Over the course of the nearly 45k miles that this car spent with us, it spent the majority
of those miles puttering around the hills of the Palos Verdes Peninsula, where the car was garaged. There, it stood out among the many Camrys, Accords, and Altimas that seemed to be favored by the families in the area. It's sleek styling, shiny blue paint, and big wheels were all not the norm among the sea of muted tones adorning the mid-size sedans of the neighborhood. Even most of the fancier cars were of a much less garish palette. It is hard to not admire the pretty paint, which looks gloriously regal under the bright California sun and having large wheels with barely there tires helped cement the sense of being different.

If only the driving experience had lived up to the looks.

Despite being packed with what should have been a very potent 2.0-liter turbocharged 4-cylinder engine, the Sonata often felt a bit gutless due to the lag in both the turbo and the transmission. Probably out of an abundance of caution, especially since Hyundai had promised hugely long warranties on these cars, the engines were tuned to delay the onset of the turbo and the transmission seemed to intentionally hold a beat before serving up the lower gear needed to make real power. The result was a big rush of power when the turbo hit, but a wait that felt like forever before the stars finally aligned. This was with the "ECO" button in the off position. Tap that to on and you would swear that time was moving backwards with how unresponsive the throttle and transmission became.

The unfortunate side effect of this experience is that the fuel economy, one of the biggest reasons for buying this particular motor in the first place, suffered dramatically. In fact, during our entire time with the Sonata, it failed to average even 20 mpg. Some of that is certainly chalked up to the fact that it was running up and down hills all the time, but another major part is because it simply was unable to offer any semblance of a comfortable acceleration experience without dipping into the turbo. This is one time where a larger displacement naturally aspirated motor or even a small V6 would likely have excelled and been able to deliver better results. Luckily, the Sonata drinks the much less costly regular grade fuel and had a largish 17+ gallon fuel tank so it was generally possible to go at least 250 miles between fuel stops. Still, for a car rated by the EPA to deliver 26 mpg combined, it did not come anywhere close.

All of that could be forgiven if the car actually handled itself well and this is where the Sonata managed to claw back a little bit of its credibility. While the steering was not particularly communicative, the car did manage to handle itself decently, for a longer-wheelbase mid-size family sedan that tended to understeer severely. The suspension was taut without being crashy, although it sometimes struggled to absorb rapid continuous bumps with the same kind of aplomb as its competition. This is where those big wheels end up being a curse. Overall, however, the ride was comfortable over smooth pavement and mildly bumpy roads, but on a seriously rutty path, the Sonata's occupants would likely complain more than if they were riding in an Accord or Camry.

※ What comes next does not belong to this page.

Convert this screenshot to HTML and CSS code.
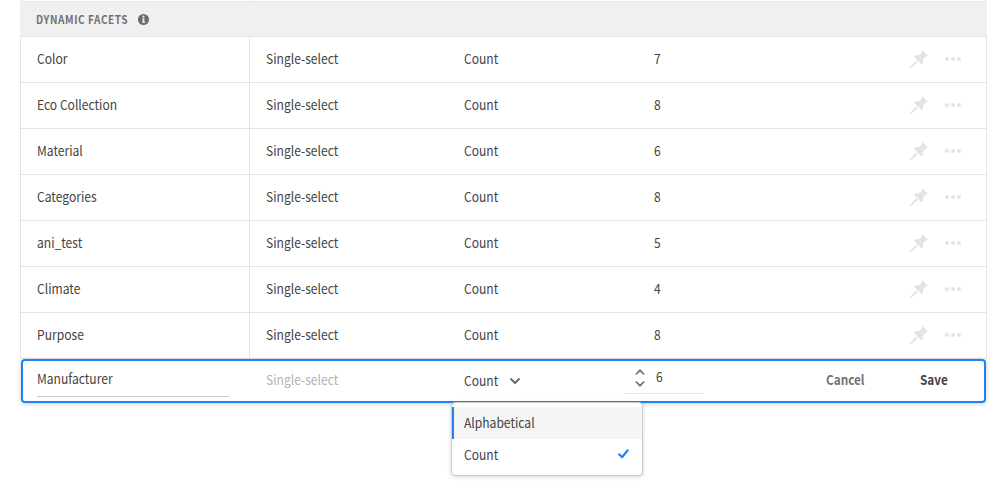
FILE: index.html
```html
<!DOCTYPE html>
<html lang="en">
<head>
<meta charset="utf-8">
<title>Facets</title>
<link rel="stylesheet" href="styles.css">
</head>
<body>
<svg class="sprite" aria-hidden="true">
  <symbol id="pin" viewBox="0 0 18 18"><path d="M12.3 0 L18 5.7 L16 6.4 L12.8 9.6 L13.2 12.2 L11.6 14.4 L3.8 6.6 L6 5 L8.6 5.4 L11.8 2.2 Z"/><path d="M6.3 10.3 L7.9 11.9 L1.1 18 L0 18 L0 17 Z"/></symbol>
  <symbol id="more" viewBox="0 0 16 4"><circle cx="2" cy="2" r="2"/><circle cx="8" cy="2" r="2"/><circle cx="14" cy="2" r="2"/></symbol>
</svg>
<main class="table">
  <div class="row row-prev"><div class="name"></div></div>
  <div class="group">
    <span class="group-title">DYNAMIC FACETS</span>
    <svg class="info" viewBox="0 0 11 11"><circle cx="5.5" cy="5.5" r="5.5"/><circle class="info-mark" cx="5.5" cy="2.7" r="1.1"/><path class="info-mark" d="M4 4.5h2.4v3.2H7.2v1.1H3.9V7.7h.8V5.5H4z"/></svg>
  </div>
  <div class="row"><div class="name"><span class="text">Color</span></div><div class="type"><span class="text">Single-select</span></div><div class="sort"><span class="text">Count</span></div><div class="max"><span class="text">7</span></div><div class="tools"><svg class="pin"><use href="#pin"/></svg><svg class="more"><use href="#more"/></svg></div></div>
  <div class="row"><div class="name"><span class="text">Eco Collection</span></div><div class="type"><span class="text">Single-select</span></div><div class="sort"><span class="text">Count</span></div><div class="max"><span class="text">8</span></div><div class="tools"><svg class="pin"><use href="#pin"/></svg><svg class="more"><use href="#more"/></svg></div></div>
  <div class="row"><div class="name"><span class="text">Material</span></div><div class="type"><span class="text">Single-select</span></div><div class="sort"><span class="text">Count</span></div><div class="max"><span class="text">6</span></div><div class="tools"><svg class="pin"><use href="#pin"/></svg><svg class="more"><use href="#more"/></svg></div></div>
  <div class="row"><div class="name"><span class="text">Categories</span></div><div class="type"><span class="text">Single-select</span></div><div class="sort"><span class="text">Count</span></div><div class="max"><span class="text">8</span></div><div class="tools"><svg class="pin"><use href="#pin"/></svg><svg class="more"><use href="#more"/></svg></div></div>
  <div class="row"><div class="name"><span class="text">ani_test</span></div><div class="type"><span class="text">Single-select</span></div><div class="sort"><span class="text">Count</span></div><div class="max"><span class="text">5</span></div><div class="tools"><svg class="pin"><use href="#pin"/></svg><svg class="more"><use href="#more"/></svg></div></div>
  <div class="row"><div class="name"><span class="text">Climate</span></div><div class="type"><span class="text">Single-select</span></div><div class="sort"><span class="text">Count</span></div><div class="max"><span class="text">4</span></div><div class="tools"><svg class="pin"><use href="#pin"/></svg><svg class="more"><use href="#more"/></svg></div></div>
  <div class="row"><div class="name"><span class="text">Purpose</span></div><div class="type"><span class="text">Single-select</span></div><div class="sort"><span class="text">Count</span></div><div class="max"><span class="text">8</span></div><div class="tools"><svg class="pin"><use href="#pin"/></svg><svg class="more"><use href="#more"/></svg></div></div>
  <div class="edit">
    <div class="edit-name"><div class="field"><span class="text">Manufacturer</span></div></div>
    <div class="edit-type"><span class="text">Single-select</span></div>
    <div class="edit-sort">
      <span class="text sort-value">Count</span>
      <svg class="chevron" viewBox="0 0 10 6"><path d="M1 1l4 4 4-4"/></svg>
      <div class="menu">
        <div class="option option-active"><span class="text">Alphabetical</span></div>
        <div class="option"><span class="text">Count</span><svg class="check" viewBox="0 0 11 10"><path d="M1.2 5.4l2.9 2.8L9.7 1.3"/></svg></div>
      </div>
    </div>
    <div class="edit-max">
      <svg class="stepper" viewBox="0 0 10 18"><path d="M1.3 5l3.7-3.7L8.7 5M1.3 13l3.7 3.7L8.7 13"/></svg>
      <span class="text">6</span>
    </div>
    <div class="actions"><span class="text cancel">Cancel</span><span class="text save">Save</span></div>
  </div>
</main>
</body>
</html>
```
FILE: styles.css
```css
* { box-sizing: border-box; }
body {
  margin: 0;
  height: 483px;
  overflow: hidden;
  background: #fff;
  color: #434343;
  font: 400 13.5px/20px "Noto Sans CJK SC", "Open Sans", sans-serif;
}
.sprite { position: absolute; width: 0; height: 0; }
/* condensed labels */
.text {
  display: inline-block;
  transform: scaleX(0.895);
  transform-origin: left center;
}
.table { width: 967px; margin-left: 20px; }
.row {
  display: grid;
  grid-template-columns: 229px 198px 190px 90px 1fr;
  height: 46px;
  border: 1px solid #e4e4e4;
  border-top: 0;
  line-height: 43px;
}
.row-prev { height: 2px; }
.name { padding-left: 16px; border-right: 1px solid #e4e4e4; }
.type { padding-left: 15.5px; }
.sort { padding-left: 16px; }
.max { padding-left: 16px; }
.tools {
  display: flex;
  align-items: center;
  justify-content: flex-end;
  gap: 17px;
  padding: 0 25px 1px 0;
  fill: #e4e4e4;
}
.pin { width: 18px; height: 18px; }
.more { width: 16px; height: 4px; }
.group {
  display: flex;
  align-items: center;
  height: 35px;
  padding-left: 16px;
  background: #f0f0f0;
  border-bottom: 1px solid #e4e4e4;
  border-radius: 3px 3px 0 0;
}
.group-title {
  width: 102px;
  font-size: 11px;
  font-weight: 700;
  letter-spacing: 0.65px;
  color: #707070;
  white-space: nowrap;
  transform: scaleX(0.91);
  transform-origin: left center;
}
.info { width: 11px; height: 11px; fill: #6a6a6a; }
.info-mark { fill: #f0f0f0; }
.edit {
  display: grid;
  grid-template-columns: 226px 198px 177px 1fr auto;
  width: 965px;
  height: 44px;
  margin-left: 1px;
  border: 2px solid #1785f8;
  border-radius: 4px;
  box-shadow: 0 1px 4px rgba(0, 0, 0, 0.2);
  line-height: 37px;
}
.edit-name { padding-left: 14px; }
.field {
  width: 192px;
  height: 36px;
  line-height: 35px;
  border-bottom: 1px solid #cacaca;
}
.edit-type { padding-left: 16.5px; color: #b3b3b3; }
.edit-sort {
  position: relative;
  display: flex;
  align-items: center;
  padding-left: 17px;
}
.sort-value { width: 46px; padding-bottom: 2px; }
.chevron { width: 10px; height: 6px; overflow: visible; }
.chevron path { fill: none; stroke: #6e6e6e; stroke-width: 2; stroke-linecap: round; }
.menu {
  position: absolute;
  top: 41px;
  left: 4px;
  width: 192px;
  height: 74px;
  padding: 4px 0;
  background: #fff;
  border: 1px solid #cacaca;
  border-radius: 4px;
  box-shadow: 0 1px 4px rgba(0, 0, 0, 0.16);
  line-height: 30px;
}
.option {
  display: flex;
  align-items: flex-start;
  justify-content: space-between;
  height: 32px;
  padding: 0 13px 0 10px;
  border-left: 2px solid transparent;
}
.option-active { background: #f5f5f5; border-left-color: #2680eb; }
.check { width: 11px; height: 10px; margin-top: 10px; }
.check path { fill: none; stroke: #2680eb; stroke-width: 2.2; stroke-linecap: round; stroke-linejoin: round; }
.edit-max {
  display: flex;
  gap: 11px;
  width: 80px;
  height: 33px;
  padding-left: 11px;
  line-height: 31px;
  border-bottom: 1px solid #e4e4e4;
}
.stepper { width: 10px; height: 18px; margin-top: 8px; }
.stepper path { fill: none; stroke: #6e6e6e; stroke-width: 1.7; stroke-linecap: round; }
.actions { display: flex; font-weight: 700; }
.actions .text { transform: scaleX(0.87); }
.cancel { width: 94px; color: #747474; }
.save { width: 64px; }
```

Luckily, the accouterments that Hyundai packed into the Sonata could help make up for some of its failings in other areas. When competitors were still charging extra to add seat heaters to front seats, Hyundai had included them on the back seats as part of the Limited trim level. Along with that came the navigation system and the panoramic sunroof, both things that either cost extra or were not even available on the Sonata's biggest competitors. Now, the touchscreen infotainment system that housed the navigation was intuitive to use, if a bit menu heavy, and added an upscale feel to the cabin. The large panoramic roof was a delight to have, especially since it allowed rear seat passengers a bit of the airflow when the roof was opened. Of course, these nice extras also meant more things that could be the source of minor annoyances.

Take that panoramic roof, for example. As nice as it was in a car of this class to have, it also created a lot of squeaking, creaking, and groaning when the chassis was torqued in any way. Backing out of the driveway with the shade to the roof open would often be accompanied by a cacophony of noises as the rather noodly body contorted and caused the seals to rub. When the roof itself is open, the airflow management was not always that great, resulting in the cabin becoming rather filled with noise, making it somewhat difficult to enjoy both the radio or conversation as well as the fresh air.

Speaking of noise, this was one of the areas that the Sonata simply was unable to make improvements on compared to the competition. Inside the cabin, road noise often permeated just enough that it made conversation difficult between front seat and rear seat passengers. Wind noise was not really an issue, but the road noise definitely got to be intrusive. Once again, I cannot help but partly attribute that to the large wheels and tiny rubber bands used as tires.

But overall, the Hyundai was a rather inexpensive car to own. It started out at a purchase price of just over $30k and was financed at virtually zero interest. Throughout its stay with us, only had basic maintenance done, which usually came to just under $100 a visit. It did manage to eat one set of brake pads and rotors at all four wheels, which cost around $250 for each pair. When we traded it in on our replacement, we were able to net $12.5k, which for almost 4.5 years of depreciation, is not a bad price. While it was not entirely free of minor issues, it was an overall reliable car and never left us stranded. It was dependable enough to be counted on every single day as a daily driver but was comfortable enough to be used for long road trips, especially with the large and comfy rear seat.

In the end, the Hyundai will likely stand out as a brilliant looking car that could not quite live up to its sporty appearance. Nonetheless, what it managed to do for Hyundai as a brand was nothing short of remarkable as it proved that Hyundai could put together a product that could compete with more established players. While it was not a perfect product, it offered a dose of style that the others could not match in a package that offered more value per dollar than its competition.

It is proof that Hyundai really had broken out of the funk of being a bit player and was a serious mainstream force to be reckoned with.